Por: Ana María Lara.
En plena Edad media (siglo XII), cuando la Iglesia con el papa Gregorio VII, en el Concilio de Roma (1079), prohíbe el matrimonio a los sacerdotes y confina en los conventos a las mujeres intelectualmente inquietas, ocurre el encuentro de Abelardo y Eloísa, cuyos amores darán lugar a una leyenda que traspasó los siglos. Los enamorados del mundo entero siguen visitando hoy su tumba en el cementerio de Père Lachaise de París, al lado de grandes escritores y músicos.
La historia de estos dos humanistas va más allá de la tragedia que sufrieron. Es reveladora, por una parte, del deseo amoroso femenino asumido y reivindicado -excepcional para la época-, y por otra de la construcción de una relación intelectual y espiritual de profundo calado filosófico y literario.
Eloísa, gran lectora de los clásicos antiguos, desde la adolescencia dominaba el latín, el griego, el hebreo y prosiguió su educación al amparo de su tío, canónigo de la Catedral de París. Este confía el perfeccionamiento de la formación humanística de la doncella a un brillante y aclamado profesor de filosofía y teología, por demás muy atractivo y seductor.
El profesor es alojado en la casa del tío, feliz de impartir clases a la bella joven, 12 años menor, de cuyos méritos intelectuales ya había sido informado. Pronto, en los encuentros se mezclan las discusiones con las caricias. Abelardo cuenta: “mis manos se acercaban más fácilmente a sus pechos que a los libros”.
La pasión carnal los embriagó y Eloísa quedó embarazada. Este acontecimiento los pone a ambos en grandes dificultades: traición al tío, deshonra de la doncella y obstáculo para el futuro de Abelardo como teólogo destinado a alejarse del mundo de la carne para dedicarse totalmente a la reflexión y la enseñanza, no dejarse tentar por Eva que es la distracción y el demonio.
Sin embargo, se casaron en secreto, a pesar de las declaraciones de Eloísa contra el matrimonio, declaraciones que se deben más a la voluntad de no perjudicar a Abelardo que a una posición de vanguardia. El niño fruto de esta pasión fue llamado Astrolabio y entregado a una tía de Abelardo, en Bretaña; y Eloísa debió entrar al convento.
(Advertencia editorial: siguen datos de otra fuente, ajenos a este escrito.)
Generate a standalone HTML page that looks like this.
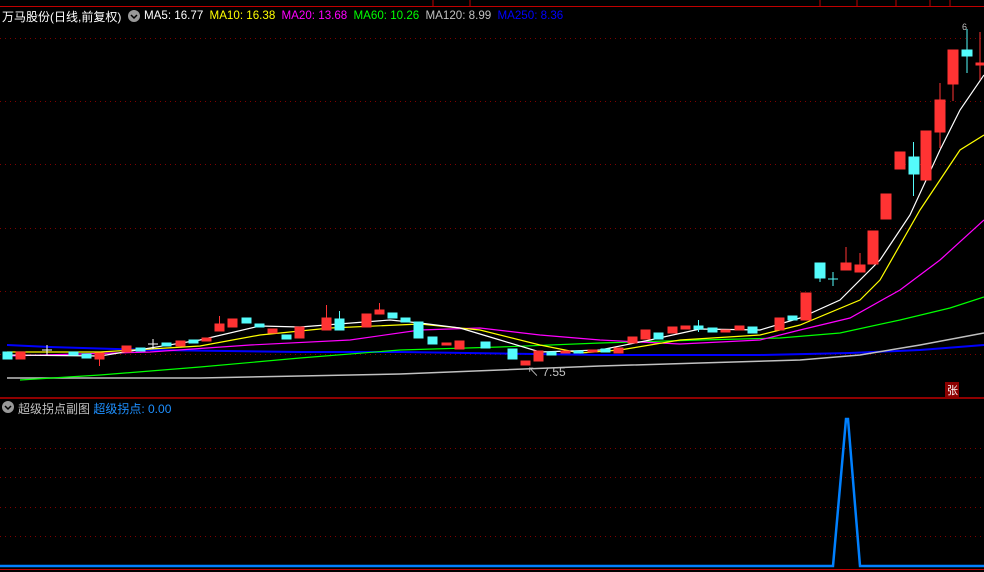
<!DOCTYPE html>
<html><head><meta charset="utf-8"><style>
html,body{margin:0;padding:0;background:#000;width:984px;height:572px;overflow:hidden;font-family:"Liberation Sans","Noto Sans CJK SC",sans-serif}
.t{position:absolute;font-size:12px;white-space:nowrap}
.m span{margin-left:3px}
</style></head><body>
<svg width="984" height="572" style="position:absolute;left:0;top:0" xmlns="http://www.w3.org/2000/svg">
<rect x="0" y="0" width="984" height="7" fill="#000"/>
<line x1="0" y1="6.5" x2="984" y2="6.5" stroke="#c00000"/>
<g stroke="#c00000"><line x1="433" y1="0" x2="433" y2="6"/><line x1="470" y1="0" x2="470" y2="6"/><line x1="820" y1="0" x2="820" y2="6"/><line x1="857" y1="0" x2="857" y2="6"/><line x1="896" y1="0" x2="896" y2="6"/><line x1="930" y1="0" x2="930" y2="6"/><line x1="950" y1="0" x2="950" y2="6"/></g>
<g stroke="#800000" stroke-dasharray="1 4">
<line x1="0" y1="38.5" x2="984" y2="38.5"/><line x1="0" y1="101.5" x2="984" y2="101.5"/><line x1="0" y1="164.5" x2="984" y2="164.5"/><line x1="0" y1="228.5" x2="984" y2="228.5"/><line x1="0" y1="291.5" x2="984" y2="291.5"/><line x1="0" y1="354.5" x2="984" y2="354.5"/>
<line x1="0" y1="448.5" x2="984" y2="448.5"/><line x1="0" y1="477.5" x2="984" y2="477.5"/><line x1="0" y1="507.5" x2="984" y2="507.5"/><line x1="0" y1="536.5" x2="984" y2="536.5"/>
</g>
<line x1="0" y1="398" x2="984" y2="398" stroke="#c00000" stroke-width="1.5"/>
<line x1="0" y1="569.5" x2="984" y2="569.5" stroke="#c00000"/>
<g fill="none" stroke-width="1.2">
<polyline stroke="#0000ff" stroke-width="2" points="7,345 50,347 150,350 300,352 400,352 600,355 760,355 850,353 920,350 984,345"/>
<polyline stroke="#c0c0c0" stroke-width="1.5" points="7,378 200,378 300,376 400,374 500,370 600,366 700,363 800,360 860,355 920,345 984,333"/>
<polyline stroke="#00ff00" points="20,380 100,375 200,367 300,358 400,350 500,347 600,343 700,340 780,338 840,333 900,320 950,308 984,297"/>
<polyline stroke="#ff00ff" points="7,356 150,352 250,345 350,340 420,330 480,328 540,335 600,340 680,344 760,340 800,330 850,318 900,290 940,260 984,220"/>
<polyline stroke="#ffff00" points="7,352 100,352 200,346 260,335 330,328 420,324 480,330 540,345 580,353 620,350 680,340 760,335 800,325 860,300 880,280 920,210 960,150 984,135"/>
<polyline stroke="#ffffff" points="7,355 100,356 200,340 260,326 300,327 390,320 420,323 460,328 500,340 540,352 600,350 650,340 700,329 760,330 800,318 840,300 880,260 910,215 940,150 960,110 984,75"/>
</g>
<g>
<g fill="#54fcfc" stroke="#54fcfc">
<rect x="3" y="352" width="9" height="7"/><rect x="69" y="352" width="9" height="3"/><rect x="82" y="354" width="9" height="4"/><rect x="136" y="348" width="9" height="3"/><rect x="162" y="343" width="9" height="3"/><rect x="189" y="340" width="9" height="3"/><rect x="242" y="318" width="9" height="5"/><rect x="255" y="324" width="9" height="3"/><rect x="282" y="335" width="9" height="4"/><rect x="335" y="319" width="9" height="11"/><line x1="339.5" y1="311" x2="339.5" y2="319"/><rect x="388" y="313" width="9" height="5"/><rect x="401" y="318" width="9" height="4"/><rect x="414" y="322" width="9" height="16"/><rect x="428" y="337" width="9" height="7"/><rect x="481" y="342" width="9" height="6"/><rect x="508" y="349" width="9" height="10"/><rect x="547" y="352" width="9" height="3"/><rect x="574" y="351" width="9" height="2"/><rect x="601" y="349" width="9" height="3"/><rect x="654" y="333" width="9" height="6"/><rect x="694" y="326" width="9" height="3"/><line x1="698.5" y1="320" x2="698.5" y2="332"/><rect x="708" y="328" width="9" height="4"/><rect x="748" y="327" width="9" height="6"/><rect x="788" y="316" width="9" height="4"/><rect x="815" y="263" width="10" height="15"/><line x1="820" y1="278" x2="820" y2="282"/><line x1="828" y1="279" x2="838" y2="279"/><line x1="833" y1="272" x2="833" y2="286"/><rect x="909" y="157" width="10" height="17"/><line x1="913.5" y1="142" x2="913.5" y2="196"/><rect x="962" y="50" width="10" height="6"/><line x1="967" y1="29" x2="967" y2="73"/>
</g>
<g fill="#ff3333" stroke="#ff3333">
<rect x="16" y="352" width="9" height="7"/><rect x="95" y="353" width="9" height="6"/><line x1="99.5" y1="359" x2="99.5" y2="366"/><rect x="122" y="346" width="9" height="6"/><rect x="176" y="341" width="9" height="5"/><rect x="202" y="338" width="9" height="3"/><rect x="215" y="324" width="9" height="7"/><line x1="219.5" y1="316" x2="219.5" y2="324"/><rect x="228" y="319" width="9" height="8"/><rect x="268" y="329" width="9" height="4"/><rect x="295" y="327" width="9" height="11"/><rect x="322" y="318" width="9" height="12"/><line x1="326.5" y1="305" x2="326.5" y2="318"/><rect x="362" y="314" width="9" height="13"/><rect x="375" y="310" width="9" height="4"/><line x1="379.5" y1="303" x2="379.5" y2="310"/><rect x="442" y="343" width="9" height="2"/><rect x="455" y="341" width="9" height="8"/><rect x="521" y="361" width="9" height="4"/><rect x="534" y="351" width="9" height="10"/><rect x="561" y="351" width="9" height="2"/><rect x="588" y="350" width="9" height="2"/><rect x="614" y="348" width="9" height="5"/><rect x="628" y="337" width="9" height="6"/><rect x="641" y="330" width="9" height="9"/><rect x="668" y="327" width="9" height="6"/><rect x="681" y="326" width="9" height="3"/><rect x="721" y="330" width="9" height="2"/><rect x="735" y="326" width="9" height="4"/><rect x="775" y="318" width="9" height="12"/><rect x="801" y="293" width="10" height="27"/><rect x="841" y="263" width="10" height="7"/><line x1="846" y1="247" x2="846" y2="263"/><rect x="855" y="265" width="10" height="7"/><line x1="860" y1="253" x2="860" y2="265"/><rect x="868" y="231" width="10" height="33"/><rect x="881" y="194" width="10" height="25"/><rect x="895" y="152" width="10" height="17"/><rect x="921" y="131" width="10" height="49"/><rect x="935" y="100" width="10" height="32"/><line x1="940" y1="83" x2="940" y2="148"/><rect x="948" y="50" width="10" height="34"/><line x1="953" y1="84" x2="953" y2="101"/><rect x="976" y="63" width="8" height="2"/><line x1="980" y1="32" x2="980" y2="80"/>
</g>
<g stroke="#fff"><line x1="42" y1="350" x2="52" y2="350"/><line x1="47" y1="345" x2="47" y2="355"/><line x1="148" y1="344" x2="158" y2="344"/><line x1="153" y1="339" x2="153" y2="349"/></g>
</g>
<polyline fill="none" stroke="#0080ff" stroke-width="2.5" points="0,566 833,566 846,419 848,419 860,566 984,566"/>
<rect x="945" y="382" width="14" height="15" fill="#8b0000"/>
</svg>
<div class="t" style="left:947px;top:382px;color:#fff;font-size:11px">张</div>
<div class="t" style="left:527px;top:363px;color:#c0c0c0;font-size:12px">↖ 7.55</div>
<div class="t" style="left:962px;top:22px;color:#c0c0c0;font-size:9px">6</div>
<div class="t" style="left:2px;top:8px;color:#fff;font-size:12px">万马股份(日线,前复权)</div>
<svg style="position:absolute;left:128px;top:10px" width="12" height="12"><circle cx="6" cy="6" r="6" fill="#999"/><path d="M3 5 L6 8 L9 5" stroke="#000" stroke-width="1.5" fill="none"/></svg>
<div class="t m" style="left:141px;top:9px;font-size:11.6px"><span style="color:#fff">MA5: 16.77</span> <span style="color:#ffff00">MA10: 16.38</span> <span style="color:#ff00ff">MA20: 13.68</span> <span style="color:#00ff00">MA60: 10.26</span> <span style="color:#c0c0c0">MA120: 8.99</span> <span style="color:#0000ff">MA250: 8.36</span></div>
<svg style="position:absolute;left:2px;top:401px" width="12" height="12"><circle cx="6" cy="6" r="6" fill="#999"/><path d="M3 5 L6 8 L9 5" stroke="#000" stroke-width="1.5" fill="none"/></svg>
<div class="t" style="left:18px;top:400px;color:#c0c0c0;font-size:12px">超级拐点副图 <span style="color:#1e90ff;font-size:12px">超级拐点: 0.00</span></div>
</body></html>
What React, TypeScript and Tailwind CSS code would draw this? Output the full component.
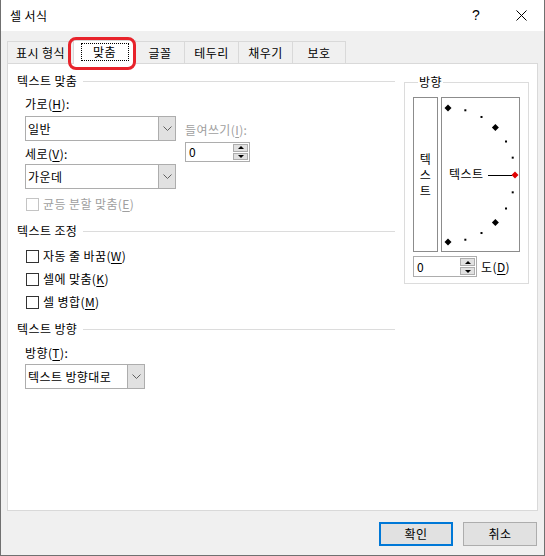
import React from 'react';

const Mn: React.FC<{ c: string }> = ({ c }) => (
  <span className="underline underline-offset-[2px] decoration-[1px]">{c}</span>
);

const Chevron: React.FC = () => (
  <svg width="9" height="5" viewBox="0 0 9 5" fill="none" stroke="#606060" strokeWidth="1">
    <path d="M0.5 0.5 L4.5 4.5 L8.5 0.5" />
  </svg>
);

const GroupLabel: React.FC<{ text: string }> = ({ text }) => (
  <div className="flex h-4 items-center">
    <span className="leading-4">{text}</span>
    <div className="ml-[6px] h-px flex-1 bg-[#dcdcdc]"></div>
  </div>
);

const Select: React.FC<{ value: string; width: string }> = ({ value, width }) => (
  <div className={`flex h-[25px] border border-[#adadad] bg-white ${width}`}>
    <div className="flex flex-1 items-center pl-[2px] leading-4">{value}</div>
    <div className="flex w-[17px] items-center justify-center border-l border-[#adadad] bg-[#e1e1e1]">
      <Chevron />
    </div>
  </div>
);

const Spinner: React.FC<{ width: string; height: string }> = ({ width, height }) => (
  <div className={`flex border border-[#adadad] bg-white ${width} ${height}`}>
    <div className="flex flex-1 items-center pl-[3px] leading-4">0</div>
    <div className="flex w-[17px] flex-col gap-px p-px">
      <div className="flex flex-1 items-center justify-center border border-[#adadad] bg-[#e1e1e1]">
        <svg width="6" height="3" viewBox="0 0 6 3"><path d="M0 3 L3 0 L6 3 Z" fill="#000" /></svg>
      </div>
      <div className="flex flex-1 items-center justify-center border border-[#adadad] bg-[#e1e1e1]">
        <svg width="6" height="3" viewBox="0 0 6 3"><path d="M0 0 L6 0 L3 3 Z" fill="#000" /></svg>
      </div>
    </div>
  </div>
);

const Check: React.FC<{ children: React.ReactNode; disabled?: boolean; className?: string }> = ({ children, disabled, className }) => (
  <div className={`flex h-4 items-center pl-[9px] ${className ?? ''}`}>
    <div className={`h-[13px] w-[13px] bg-white border ${disabled ? 'border-[#c4c4c4]' : 'border-[#333333]'}`}></div>
    <span className={`ml-[4px] leading-4 ${disabled ? 'text-[#a0a0a0]' : ''}`}>{children}</span>
  </div>
);

const Dial: React.FC = () => {
  const cx = 6;
  const cy = 77;
  const r = 67;
  const pts = [];
  for (let a = -90; a <= 90; a += 15) {
    const rad = (a * Math.PI) / 180;
    pts.push({ a, x: cx + r * Math.cos(rad), y: cy - r * Math.sin(rad) });
  }
  return (
    <svg width="78" height="153" viewBox="0 0 78 153">
      {pts.map((p) => {
        if (p.a === 0) return null;
        if (p.a % 45 === 0) {
          return (
            <polygon
              key={p.a}
              points={`${p.x},${p.y - 3.5} ${p.x + 3.5},${p.y} ${p.x},${p.y + 3.5} ${p.x - 3.5},${p.y}`}
              fill="#000"
            />
          );
        }
        return <rect key={p.a} x={p.x - 1} y={p.y - 1} width="2" height="2" fill="#000" />;
      })}
      <text x="7" y="81" fontSize="12" fill="#000">텍스트</text>
      <line x1="46" y1="77.5" x2="70" y2="77.5" stroke="#000" strokeWidth="1" />
      <polygon points="73,73.5 76.5,77 73,80.5 69.5,77" fill="#e00000" />
    </svg>
  );
};

const tabs = [
  { label: '표시 형식', w: 'w-[67px]' },
  { label: '맞춤', w: 'w-[63px]', active: true },
  { label: '글꼴', w: 'w-[50px]' },
  { label: '테두리', w: 'w-[55px]' },
  { label: '채우기', w: 'w-[55px]' },
  { label: '보호', w: 'w-[54px]' },
];

const App: React.FC = () => {
  return (
    <div className='relative flex h-[556px] w-[545px] flex-col border-x border-b border-[#707070] bg-[#f0f0f0] text-[12px] tracking-[0.4px] text-black font-["Noto_Sans_CJK_KR","Noto_Sans",sans-serif]'>
      {/* title bar */}
      <div className="flex h-[31px] items-center bg-white">
        <span className="pl-[9px] leading-4">셀 서식</span>
        <div className="ml-auto flex h-full">
          <div className="flex w-[46px] items-center justify-center text-[14px] font-['Liberation_Sans',sans-serif]">?</div>
          <div className="flex w-[45px] items-center justify-center">
            <svg width="11" height="11" viewBox="0 0 11 11" stroke="#000" strokeWidth="1">
              <path d="M0.5 0.5 L10.5 10.5 M10.5 0.5 L0.5 10.5" />
            </svg>
          </div>
        </div>
      </div>

      {/* tabs */}
      <div className="relative z-10 -mb-px ml-[6px] mt-[9px] flex h-[24px] items-end">
        {tabs.map((t, i) => (
          <div
            key={t.label}
            className={`flex items-center justify-center border-x border-t border-[#d9d9d9] ${t.w} ${i > 0 ? '-ml-px' : ''} ${
              t.active ? 'relative z-10 h-[24px] bg-white pb-[2px]' : 'mb-px h-[22px] bg-[#f0f0f0]'
            }`}
          >
            {t.active ? (
              <span className="flex h-[18px] w-[48px] items-center justify-center border border-dotted border-black leading-4">
                {t.label}
              </span>
            ) : (
              <span className="leading-4">{t.label}</span>
            )}
          </div>
        ))}
      </div>

      {/* panel */}
      <div className="mx-[6px] flex h-[448px] border border-[#d9d9d9] bg-white pl-[9px]">
        {/* left column */}
        <div className="flex w-[378px] flex-col pt-[9px]">
          <GroupLabel text="텍스트 맞춤" />
          <div className="mt-[7px] flex pl-[8px]">
            <div className="flex w-[151px] flex-col">
              <div className="leading-4">가로(<Mn c="H" />):</div>
              <div className="mt-[4px]">
                <Select value="일반" width="w-[151px]" />
              </div>
              <div className="mt-[5px] leading-4">세로(<Mn c="V" />):</div>
              <div className="mt-[2px]">
                <Select value="가운데" width="w-[151px]" />
              </div>
            </div>
            <div className="ml-[9px] flex flex-col pt-[26px]">
              <div className="leading-4 text-[#a0a0a0]">들여쓰기(<Mn c="I" />):</div>
              <div className="mt-[4px]">
                <Spinner width="w-[65px]" height="h-[20px]" />
              </div>
            </div>
          </div>
          <Check disabled className="mt-[7px]">
            균등 분할 맞춤(<Mn c="E" />)
          </Check>

          <div className="mt-[11px]">
            <GroupLabel text="텍스트 조정" />
          </div>
          <div className="mt-[9px] flex flex-col gap-[7px]">
            <Check>
              자동 줄 바꿈(<Mn c="W" />)
            </Check>
            <Check>
              셀에 맞춤(<Mn c="K" />)
            </Check>
            <Check>
              셀 병합(<Mn c="M" />)
            </Check>
          </div>

          <div className="mt-[11px]">
            <GroupLabel text="텍스트 방향" />
          </div>
          <div className="mt-[8px] pl-[8px] leading-4">방향(<Mn c="T" />):</div>
          <div className="mt-[3px] pl-[8px]">
            <Select value="텍스트 방향대로" width="w-[120px]" />
          </div>
        </div>

        {/* right column */}
        <div className="ml-[9px] pt-[10px]">
          <fieldset className="w-[124px] border border-[#dcdcdc] px-[8px] pb-[6px]">
            <legend className="ml-[5px] px-px leading-4">방향</legend>
            <div className="mt-[7px] flex gap-[3px]">
              <div className="flex h-[155px] w-[25px] flex-col items-center justify-center border border-[#8c8c8c] leading-4">
                <span>텍</span>
                <span>스</span>
                <span>트</span>
              </div>
              <div className="h-[155px] w-[79px] border border-[#8c8c8c]">
                <Dial />
              </div>
            </div>
            <div className="mt-[4px] flex items-center">
              <Spinner width="w-[64px]" height="h-[21px]" />
              <span className="ml-[4px] leading-4">
                도(<Mn c="D" />)
              </span>
            </div>
          </fieldset>
        </div>
      </div>

      {/* footer */}
      <div className="mt-[11px] flex justify-end gap-[10px] pr-[7px]">
        <button className="flex h-[24px] w-[74px] items-center justify-center border-2 border-[#0078d7] bg-[#e1e1e1] leading-4">
          확인
        </button>
        <button className="flex h-[24px] w-[74px] items-center justify-center border border-[#adadad] bg-[#e1e1e1] leading-4">
          취소
        </button>
      </div>

      {/* annotation ring */}
      <div className="pointer-events-none absolute left-[67px] top-[37px] z-20 h-[33px] w-[68px] rounded-[8px] border-[3px] border-[#e8232b]"></div>
    </div>
  );
};

export default App;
Pero el tío de Eloísa termina por tomar venganza, mandando dos hombres a castrar a Abelardo. Los amantes poco se volverían a ver, ella enclaustrada en el convento de Paraclito del cual llegó a ser abadesa, por 33 años, y él, culpándose de haber caído en la lujuria, pero, además, con el estigma del hombre castrado que por ello ha perdido el favor del cielo, recorriendo Francia para impartir su enseñanza de la dialéctica, siendo condenado por herejía pero terminando sus días apaciblemente en la abadía de Cluny. Antes de morir pidió ser enterrado en el convento de su amada.
Esta relación escandalosa se convierte, hasta la muerte de Abelardo, en un constante intercambio epistolar en el que Eloísa proclama su amor humano indestructible, y Abelardo, preso de la culpa, llevándola progresivamente a amarlo en Cristo y a buscar consuelo en la religión. Eloísa escribió:
“Cuando debería gemir por los pecados que he cometido, en verdad suspiro por los que no puedo cometer”. Y Abelardo: “Trate de deponer esta amargura; sin esto, no me puede gustar ni lograr conmigo la beatitud eterna.
La autenticidad de estas hermosas piezas literarias, para desconcierto de los lectores contemporáneos, ha sido puesta en duda por los historiadores especialistas del Medioevo: las cartas de Eloísa tal vez fueron escritas por el propio Abelardo, e incluso sobre la autoría de Abelardo de este intercambio epistolar, no hay acuerdo aún entre los investigadores.
Aun así, la leyenda de este amor nos sigue emocionando.